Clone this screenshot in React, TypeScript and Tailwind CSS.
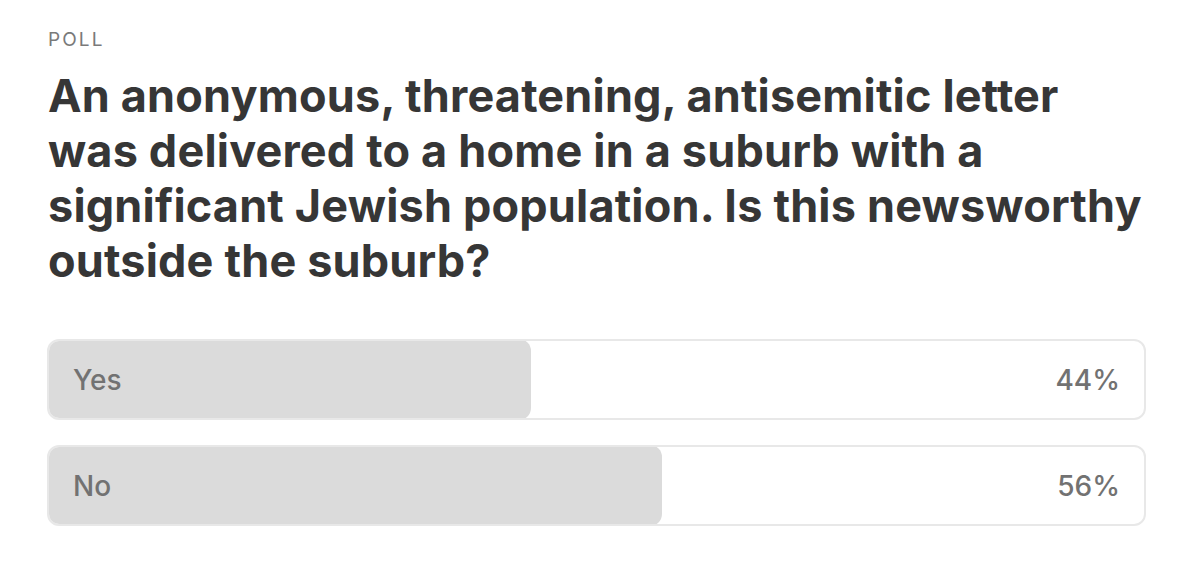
export default function App() {
  const options = [
    { label: "Yes", pct: 44 },
    { label: "No", pct: 56 },
  ];
  return (
    <div
      className="w-[1190px] h-[576px] bg-white pl-[48px] pr-[44px] pt-[29px]"
      style={{ fontFamily: "Inter, 'Noto Sans', sans-serif" }}
    >
      <div className="text-[19px] leading-[22px] text-[#7a7a7a] tracking-[0.11em]">POLL</div>
      <h1 className="mt-[17px] text-[45px] leading-[55px] font-bold text-[#363636] tracking-[0.004em] whitespace-nowrap">
        An anonymous, threatening, antisemitic letter
        <br />
        was delivered to a home in a suburb with a
        <br />
        significant Jewish population. Is this newsworthy
        <br />
        outside the suburb?
      </h1>
      <div className="mt-[51px] flex flex-col gap-[25px] -ml-px">
        {options.map((o) => (
          <div
            key={o.label}
            className="relative h-[81px] rounded-[12px] border-2 border-[#e8e8e8] bg-white overflow-hidden"
          >
            <div
              className="absolute left-[-2px] top-[-2px] bottom-[-2px] bg-[#dbdbdb] rounded-[12px]"
              style={{ width: `calc(${o.pct}% + 2px)` }}
            />
            <div className="relative flex h-full items-center justify-between pl-[24px] pr-[24px] text-[28px] font-medium text-[#727272]">
              <span>{o.label}</span>
              <span>{o.pct}%</span>
            </div>
          </div>
        ))}
      </div>
    </div>
  );
}
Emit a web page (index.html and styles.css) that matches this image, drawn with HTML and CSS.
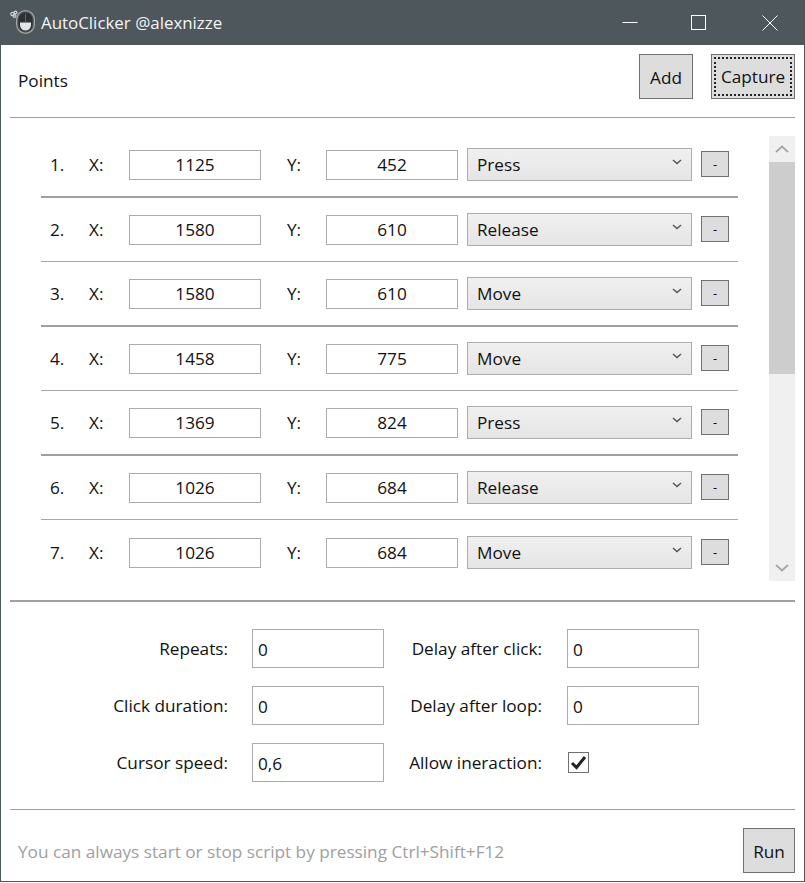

• **EXERCISE OBJECTIVE**
Each line of the data should be quoted exactly, with pictures left out.

• **FULL SOLUTION**
Clone this screenshot in React, TypeScript and Tailwind CSS.
export default function App() {
  const options = [
    { label: "Yes", pct: 44 },
    { label: "No", pct: 56 },
  ];
  return (
    <div
      className="w-[1190px] h-[576px] bg-white pl-[48px] pr-[44px] pt-[29px]"
      style={{ fontFamily: "Inter, 'Noto Sans', sans-serif" }}
    >
      <div className="text-[19px] leading-[22px] text-[#7a7a7a] tracking-[0.11em]">POLL</div>
      <h1 className="mt-[17px] text-[45px] leading-[55px] font-bold text-[#363636] tracking-[0.004em] whitespace-nowrap">
        An anonymous, threatening, antisemitic letter
        <br />
        was delivered to a home in a suburb with a
        <br />
        significant Jewish population. Is this newsworthy
        <br />
        outside the suburb?
      </h1>
      <div className="mt-[51px] flex flex-col gap-[25px] -ml-px">
        {options.map((o) => (
          <div
            key={o.label}
            className="relative h-[81px] rounded-[12px] border-2 border-[#e8e8e8] bg-white overflow-hidden"
          >
            <div
              className="absolute left-[-2px] top-[-2px] bottom-[-2px] bg-[#dbdbdb] rounded-[12px]"
              style={{ width: `calc(${o.pct}% + 2px)` }}
            />
            <div className="relative flex h-full items-center justify-between pl-[24px] pr-[24px] text-[28px] font-medium text-[#727272]">
              <span>{o.label}</span>
              <span>{o.pct}%</span>
            </div>
          </div>
        ))}
      </div>
    </div>
  );
}
Emit a web page (index.html and styles.css) that matches this image, drawn with HTML and CSS.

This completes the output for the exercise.